Humankind: A Hopeful History by Rutger Bregman 

Recommended by: Leslie Beckbridge, Operations and Member Services Manager 

I had a particularly difficult time with this ask because there were a small handful of strong contenders. Ultimately, most of the others shared themes with my final selection, Humankind: A Hopeful History, which looks at a huge body of evidence to challenge the oft-repeated idea that humans are inherently selfish. Instead, Bregman posits that humans have evolved to instinctively care about and take care of one another, and suggests that sometimes the structures, institutions and leaders that have ostensibly been put in place to protect against humans’ selfish instincts actually get in the way of our more altruistic natures. I particularly enjoyed the examples of structures, institutions, and leaders that start from an assumption of care and generosity and found myself wishing to get this book in the hands of as many leaders as possible. 

 

Nuclear War: A Scenario by Annie Jacobsen 

Recommended by: Sara Vargo, Counsel 

Should you get tired of the doom and gloom on your newsfeed, I suggest opening Jacobsen’s book – it is an eye-opening look at a hypothetical nuclear war scenario that may send you running back to your newsfeed.
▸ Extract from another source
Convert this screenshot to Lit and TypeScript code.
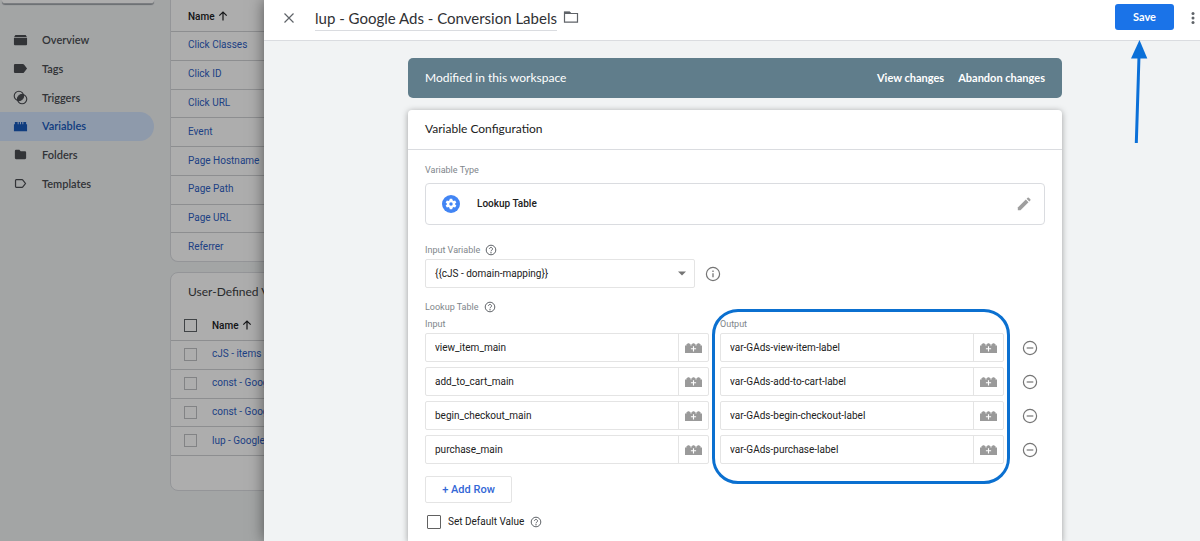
import { LitElement, html, css, svg, nothing } from "lit";
import { customElement, property, state } from "lit/decorators.js";
import { classMap } from "lit/directives/class-map.js";

const glyphs = {
  overview: svg`<path d="M2.500 2h11l1.500 2.500H1z"/><path d="M1 5.200h14V12a1 1 0 0 1-1 1H2a1 1 0 0 1-1-1z"/>`,
  tags: svg`<path d="M1 4.300A1.200 1.200 0 0 1 2.200 3.100H10.500a1.500 1.500 0 0 1 1.200.600L15 8l-3.300 4.300a1.500 1.500 0 0 1-1.200.600H2.200A1.200 1.200 0 0 1 1 11.700z"/>`,
  triggers: svg`<g fill="none" stroke="currentColor" stroke-width="1.200"><circle cx="6.300" cy="6.300" r="5"/><circle cx="9.700" cy="9.700" r="5"/></g><path d="M5 11.100A5 5 0 0 1 11.100 5a5 5 0 0 1-6.100 6.100z"/>`,
  variables: svg`<path d="M1 13V5.500h1V3.200h3v2.300h1V3.200h1.500v2.300h1V3.200H10v2.300h1V3.200h3v2.300h1V13z"/>`,
  folders: svg`<path d="M2 4.200A1.200 1.200 0 0 1 3.200 3h3.600l1.400 1.600h4.600A1.200 1.200 0 0 1 14 5.800v6a1.200 1.200 0 0 1-1.200 1.200H3.200A1.200 1.200 0 0 1 2 11.800z"/>`,
  templates: svg`<path d="M2.700 4.700v6.600a.8.800 0 0 0 .8.800h6.200a1 1 0 0 0 .8-.4L13.300 8l-2.800-3.700a1 1 0 0 0-.8-.4H3.500a.8.800 0 0 0-.8.800z" fill="none" stroke="currentColor" stroke-width="1.300"/>`,
};

const arrowUp = html`<svg class="sort" viewBox="0 0 10 10" width="10" height="10" aria-hidden="true">
  <path d="M5 9.500V1.200M1.300 4.700 5 1l3.700 3.700" fill="none" stroke="currentColor" stroke-width="1.200"/>
</svg>`;

const helpIcon = html`<svg viewBox="0 0 12 12" width="12" height="12" aria-hidden="true">
  <g fill="none" stroke="currentColor"><circle cx="6" cy="6" r="4.800"/><path d="M4.500 4.900a1.500 1.500 0 1 1 2.400 1.200c-.6.400-.9.600-.9 1.200"/></g>
  <circle cx="6" cy="8.700" r=".7" fill="currentColor"/>
</svg>`;

const brickIcon = html`<svg viewBox="0 0 17 10" width="17" height="10" aria-hidden="true">
  <path d="M0 10V2.500h1.500V1h1V.3h2V1h1v1.500h1V1h1V.3h2V1h1v1.500h1V1h1V.3h2V1h1v1.500H17V10z" fill="#9a9a9a"/>
  <path d="M8.500 3.200v5.200M5.900 5.800h5.200" stroke="#fff" stroke-width="1.100"/>
</svg>`;

@customElement("side-nav")
class SideNav extends LitElement {
  static styles = css`
    :host { display: block; font: 500 11px/16px Lato, "Open Sans", sans-serif; color: #4a4d52; }
    .search { height: 3px; margin: 0 0 22px 2px; border-bottom: 1px solid #b5b9be; border-radius: 0 0 3px 3px; background: #fff; box-shadow: 0 1px 1px #9aa0a6; }
    .items { display: grid; grid-auto-rows: 1fr; height: 172px; }
    .item { display: flex; align-items: center; gap: 14px; padding-left: 13px; border-radius: 0 15px 15px 0; color: inherit; text-decoration: none; }
    .item svg { fill: currentColor; width: 15px; height: 15px; }
    .active { background: #d2e3fc; color: #185abc; }
    .item span { font-weight: 600; }
  `;
  @property() active = "Variables";
  render() {
    const names = ["Overview", "Tags", "Triggers", "Variables", "Folders", "Templates"];
    return html`<div class="search"></div>
      <nav class="items">
        ${names.map((n) => html`<a href="#${n}" class=${classMap({ item: true, active: n === this.active })}>
          <svg viewBox="0 0 16 16" aria-hidden="true">${glyphs[n.toLowerCase() as keyof typeof glyphs]}</svg><span>${n}</span>
        </a>`)}
      </nav>`;
  }
}

@customElement("variable-list")
class VariableList extends LitElement {
  static styles = css`
    :host { display: block; background: #fff; border: 1px solid #dadce0; border-radius: 8px; font: 10px/16px Roboto, sans-serif; }
    .title { margin: 0; padding: 11px 17px; font: 400 12px/16px Lato, sans-serif; color: #3c4043; white-space: nowrap; }
    table { width: 100%; height: 259px; border-collapse: collapse; }
    table.selectable { height: 144px; }
    th { height: 29px; padding: 0; text-align: left; font-weight: 500; color: #202124; white-space: nowrap; }
    td { padding: 0 0 1px; border-top: 1px solid #d0d2d5; white-space: nowrap; }
    th.pad, td.pad { padding-left: 17px; }
    th.tick, td.tick { width: 28px; padding-left: 13px; }
    .sort { margin-left: 1px; vertical-align: -1px; }
    a { color: #2f5fc4; text-decoration: none; font-size: 10px; }
    input { appearance: none; display: block; box-sizing: border-box; width: 13px; height: 13px; margin: 0; border: 1px solid #c0c2c4; }
    th input { border-color: #5f6368; }
    .foot { height: 34px; border-top: 1px solid #d0d2d5; }
  `;
  @property() heading = "";
  @property({ type: Boolean }) selectable = false;
  @property({ attribute: false }) names: string[] = [];
  render() {
    const tick = (label: string) => this.selectable ? html`<input type="checkbox" aria-label=${label}>` : nothing;
    return html`
      ${this.heading ? html`<h2 class="title">${this.heading}</h2>` : nothing}
      <table class=${classMap({ selectable: this.selectable })}>
        <thead><tr>
          ${this.selectable ? html`<th class="tick">${tick("Select all")}</th>` : nothing}
          <th class=${this.selectable ? "" : "pad"}>Name ${arrowUp}</th>
        </tr></thead>
        <tbody>
          ${this.names.map((n) => html`<tr>
            ${this.selectable ? html`<td class="tick">${tick(n)}</td>` : nothing}
            <td class=${this.selectable ? "" : "pad"}><a href="#">${n}</a></td>
          </tr>`)}
        </tbody>
      </table>
      ${this.selectable ? html`<div class="foot"></div>` : nothing}`;
  }
}

@customElement("brick-field")
class BrickField extends LitElement {
  static styles = css`
    :host { display: flex; box-sizing: border-box; height: 29px; border: 1px solid #e4e4e4; border-radius: 2px; background: #fff; }
    input { flex: 1; min-width: 0; border: 0; padding: 0 9px; background: none; font: 10px/16px Roboto, sans-serif; color: #212121; outline: none; }
    button { display: grid; place-items: center; width: 30px; padding: 0; border: 0; border-left: 1px solid #e4e4e4; background: none; }
  `;
  @property() value = "";
  @property() label = "";
  render() {
    return html`<input type="text" aria-label=${this.label} .value=${this.value}>
      <button aria-label="Insert variable">${brickIcon}</button>`;
  }
}

@customElement("variable-editor")
class VariableEditor extends LitElement {
  static styles = css`
    :host { display: flex; flex-direction: column; background: #f1f3f4; font: 10px/16px Roboto, sans-serif; color: #212121; }
    button { font: inherit; padding: 0; border: 0; background: none; color: inherit; }
    svg { display: block; }
    .bar { display: flex; align-items: center; height: 40px; padding-left: 18px; background: #fff; border-bottom: 1px solid #dadce0; flex: none; }
    .bar .icon { display: grid; place-items: center; width: 14px; height: 35px; color: #5f6368; align-self: start; }
    .name { width: 242px; height: 24px; box-sizing: border-box; margin: 0 6px 2px 19px; padding: 0 0 2px; border: 0; border-bottom: 1px solid #dadce0; font: 15px/20px Lato, sans-serif; color: #303134; outline: none; background: none; }
    .spacer { flex: 1; }
    .save-wrap { position: relative; align-self: start; margin: 4px 12px 0 0; }
    .save { width: 59px; height: 26px; border-radius: 3px; background: #1a73e8; color: #fff; font: 700 11px/16px Lato, sans-serif; }
    .arrow { position: absolute; left: 15px; top: 36px; }
    .body { flex: 1; display: flex; flex-direction: column; gap: 12px; padding: 17px 138px 0 144px; }
    .banner { display: flex; align-items: center; gap: 14px; height: 40px; padding: 0 17px; border-radius: 5px; background: #607d8b; color: #fff; font: 12px/16px Lato, sans-serif; }
    .banner button { font: 700 11px/16px Lato, sans-serif; }
    .card { flex: 1; background: #fff; border-radius: 4px 4px 0 0; box-shadow: 0 1px 6px rgba(0, 0, 0, .35); }
    .card h2 { margin: 0; padding: 11px 17px 12px; border-bottom: 1px solid #dadce0; font: 400 12px/16px Lato, sans-serif; }
    .form { padding: 12px 17px; }
    .label { display: flex; align-items: center; gap: 5px; font-size: 9px; color: #80868b; }
    .label svg, .default svg { color: #5f6368; }
    .type { display: flex; align-items: center; gap: 17px; width: 100%; height: 42px; margin: 5px 0 17px; padding: 0 13px 0 16px; border: 1px solid #dadce0; border-radius: 4px; font-weight: 500; text-align: left; }
    .type span { flex: 1; }
    .source { display: flex; align-items: center; gap: 10px; margin: 1px 0 11px; }
    .select { position: relative; width: 270px; }
    .select svg { position: absolute; right: 9px; top: 12px; pointer-events: none; }
    select { appearance: none; width: 100%; height: 29px; padding: 0 9px; border: 1px solid #e4e4e4; border-radius: 2px; background: #fff; font: 10px/16px Roboto, sans-serif; color: #212121; }
    .source button, .remove { color: #757575; }
    .rows { position: relative; display: grid; grid-template-columns: 1fr 1fr 30px; grid-template-rows: 12px repeat(4, 29px); gap: 5px 11px; margin-top: 1px; }
    .rows .label { margin-bottom: -4px; }
    .remove { display: grid; place-items: center; }
    .highlight { position: absolute; grid-area: 1 / 2 / -1 / 3; inset: -7px -6px -20px -8px; border: 3px solid #0b70d0; border-radius: 26px; pointer-events: none; }
    .add { display: block; width: 87px; height: 27px; margin: 12px 0 11px; border: 1px solid #e4e4e4; border-radius: 2px; color: #3367d6; font-weight: 500; font-size: 11px; }
    .default { display: flex; align-items: center; gap: 6px; padding-left: 2px; }
    .default label { display: flex; align-items: center; gap: 7px; }
    .default input { appearance: none; box-sizing: border-box; width: 14px; height: 14px; margin: 0; border: 1px solid #616161; border-radius: 1px; }
  `;
  @state() rows = [
    ["view_item_main", "var-GAds-view-item-label"],
    ["add_to_cart_main", "var-GAds-add-to-cart-label"],
    ["begin_checkout_main", "var-GAds-begin-checkout-label"],
    ["purchase_main", "var-GAds-purchase-label"],
  ];
  private removeRow(i: number) { this.rows = this.rows.filter((_, k) => k !== i); }
  render() {
    return html`
      <header class="bar">
        <button class="icon" aria-label="Close"><svg viewBox="0 0 12 12" width="12" height="12"><path d="m1.500 1.500 9 9m0-9-9 9" stroke="currentColor" stroke-width="1.200"/></svg></button>
        <input class="name" aria-label="Variable name" .value=${"lup - Google Ads - Conversion Labels"}>
        <button class="icon" aria-label="Move to folder"><svg viewBox="0 0 16 13" width="16" height="13"><path d="M1.500 2.500v8.700h13V2.500H7.800L6.500 1.200h-5z" fill="none" stroke="currentColor" stroke-width="1.200"/><path d="M1 .8h5.700L8.300 3H1z" fill="currentColor"/></svg></button>
        <span class="spacer"></span>
        <div class="save-wrap">
          <button class="save">Save</button>
          <svg class="arrow" viewBox="0 0 18 104" width="18" height="104" aria-hidden="true"><path d="M9.500 0 17.300 18.500H1z" fill="#0b70d8"/><path d="M9 16 6.300 103" stroke="#0b70d8" stroke-width="3"/></svg>
        </div>
        <button class="icon" aria-label="More"><svg viewBox="0 0 4 14" width="4" height="14" fill="currentColor"><circle cx="2" cy="2.500" r="1.500"/><circle cx="2" cy="7" r="1.500"/><circle cx="2" cy="11.500" r="1.500"/></svg></button>
      </header>
      <div class="body">
        <section class="banner"><span>Modified in this workspace</span><span class="spacer"></span><button>View changes</button><button>Abandon changes</button></section>
        <section class="card">
          <h2>Variable Configuration</h2>
          <div class="form">
            <div class="label">Variable Type</div>
            <button class="type">
              <svg viewBox="0 0 24 24" width="18" height="18"><circle cx="12" cy="12" r="12" fill="#4285f4"/><path d="M10.400 5h3.200l.5 2.100 1.300.8 2.100-.7 1.600 2.800-1.600 1.400v1.200l1.600 1.400-1.600 2.800-2.100-.7-1.300.8-.5 2.100h-3.200l-.5-2.100-1.300-.8-2.100.7L4.900 14l1.600-1.400v-1.200L4.900 10l1.600-2.800 2.100.7 1.300-.8z" fill="#fff"/><circle cx="12" cy="12" r="2.300" fill="#4285f4"/></svg>
              <span>Lookup Table</span>
              <svg viewBox="0 0 14 14" width="14" height="14" fill="#9e9e9e"><path d="M.8 10.500 8.800 2.500l2.700 2.700-8 8H.8z"/><path d="m9.600 1.700 1-1a.9.900 0 0 1 1.200 0l1.500 1.500a.9.900 0 0 1 0 1.200l-1 1z"/></svg>
            </button>
            <label class="label" for="source">Input Variable ${helpIcon}</label>
            <div class="source">
              <div class="select">
                <select id="source"><option>{{cJS - domain-mapping}}</option></select>
                <svg viewBox="0 0 8 5" width="8" height="5"><path d="M0 .5h8L4 4.500z" fill="#757575"/></svg>
              </div>
              <button aria-label="Variable details"><svg viewBox="0 0 16 16" width="16" height="16"><circle cx="8" cy="8" r="6.600" fill="none" stroke="currentColor" stroke-width="1.200"/><path d="M8 7.200v4.100M8 4.500v1.400" stroke="currentColor" stroke-width="1.300"/></svg></button>
            </div>
            <div class="label">Lookup Table ${helpIcon}</div>
            <div class="rows">
              <div class="label">Input</div><div class="label">Output</div><span></span>
              ${this.rows.map(([input, output], i) => html`
                <brick-field label="Input" .value=${input}></brick-field>
                <brick-field label="Output" .value=${output}></brick-field>
                <button class="remove" aria-label="Remove row" @click=${() => this.removeRow(i)}><svg viewBox="0 0 16 16" width="16" height="16"><circle cx="8" cy="8" r="6.600" fill="none" stroke="currentColor" stroke-width="1.200"/><path d="M4.700 8h6.600" stroke="currentColor" stroke-width="1.200"/></svg></button>`)}
              <div class="highlight"></div>
            </div>
            <button class="add">+ Add Row</button>
            <div class="default"><label><input type="checkbox">Set Default Value</label>${helpIcon}</div>
          </div>
        </section>
      </div>`;
  }
}

@customElement("app-root")
class AppRoot extends LitElement {
  static styles = css`
    :host { display: block; position: relative; min-height: 100vh; overflow: hidden; background: #f1f3f4; }
    .page { display: grid; grid-template-columns: 154px 1fr; gap: 16px; }
    .lists { display: grid; gap: 10px; min-width: 0; }
    .first { border-top: 0; border-radius: 0 0 8px 8px; padding-top: 2px; }
    .scrim { position: absolute; inset: 0; background: rgba(0, 0, 0, .32); }
    .drawer { position: absolute; inset: 0 0 0 22%; box-shadow: 0 0 14px rgba(0, 0, 0, .5); }
  `;
  render() {
    return html`
      <div class="page">
        <side-nav></side-nav>
        <div class="lists">
          <variable-list class="first" .names=${["Click Classes", "Click ID", "Click URL", "Event", "Page Hostname", "Page Path", "Page URL", "Referrer"]}></variable-list>
          <variable-list selectable heading="User-Defined Variables" .names=${["cJS - items", "const - Google", "const - Google", "lup - Google"]}></variable-list>
        </div>
      </div>
      <div class="scrim"></div>
      <variable-editor class="drawer"></variable-editor>`;
  }
}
Pulitzer-prize nominated author and journalist, Annie Jacobsen, walks readers through a hypothetical minute-by-minute account of a nuclear first-strike against the United States. Across the 72-minute scenario, Jacobsen examines the historical development of American nuclear doctrine since the 1960s, current offensive and defensive capabilities of the United States military, as well as the diplomatic chain of events that would ensue if a foreign adversary initiated a nuclear attack against the United States. I enjoyed this novel because Jacobsen’s writing is effortless and well-sourced; she interviewed former officials including former Secretary of Defense William Perry, former Secretary of Defense Leon Panetta, nuclear physicist Richard Garwin, and STRATCOM Commander Robert Kehler. After reading Jacobsen’s book, I took comfort in the sourdough referenced by Young above.